The gift of publications for the centre’s library included the seven-volume UNESCO General History of Africa, six volumes of The Dictionary of Caribbean, African and Latin American Biography, and the six-volume Encyclopedia of African American Culture and History. Ambassador Richard Bernal, research fellow at the centre, said the library would be accessible to students and researchers.
Knight, who spoke at the event via Zoom, said he was honoured to be associated with the centre and its work. He encouraged the expansion of the collection of books and other materials for the library through appeals to graduates of The UWI and publishers. He also suggested the creation of an endowment fund to finance work for the digitisation of the library’s collection and host talks and seminars by scholars and leaders from Africa and the Caribbean.

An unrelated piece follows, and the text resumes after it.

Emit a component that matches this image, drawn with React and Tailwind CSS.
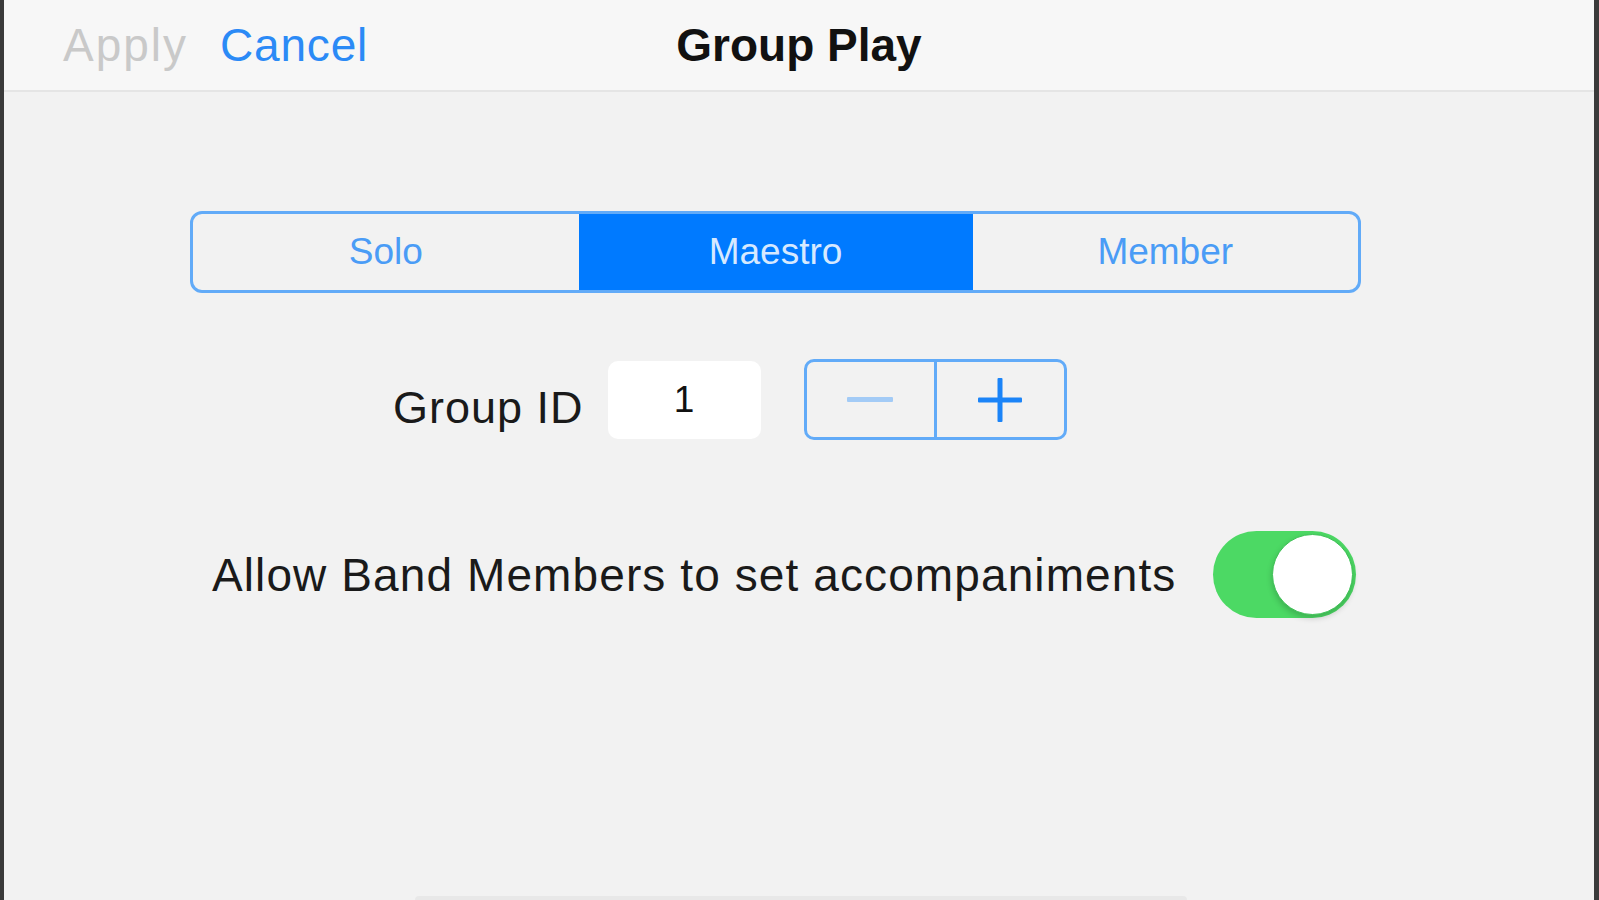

“Access to information is a vital part of the advocacy to which the centre is committed. It is our firm belief that the democratisation of information can be a powerful impulse and catalyst for social and economic development,” Patterson said as he explained the role of the library in the work of the centre that was launched in June 2020.
He added that Professor Knight is a member of the Patterson Centre’s network of distinguished scholars and that the centre is encouraging more reading and research on Africa, the Caribbean, and the global African and Caribbean diaspora. As part of its work programme, he noted, the Patterson Centre’s website (www.cafricara.com) will carry links to various valuable sources of information on Africa and the Caribbean.
“An important part of our mission is to become a repository of knowledge about the Caribbean and Africa and about the technical processes and commitments required to advance the sustainable development of our countries and people. We are engaging the full range of academics and pertinent research at The UWI and elsewhere in the production of a strategic framework for Africa-Caribbean co-operation and development action,” Patterson said.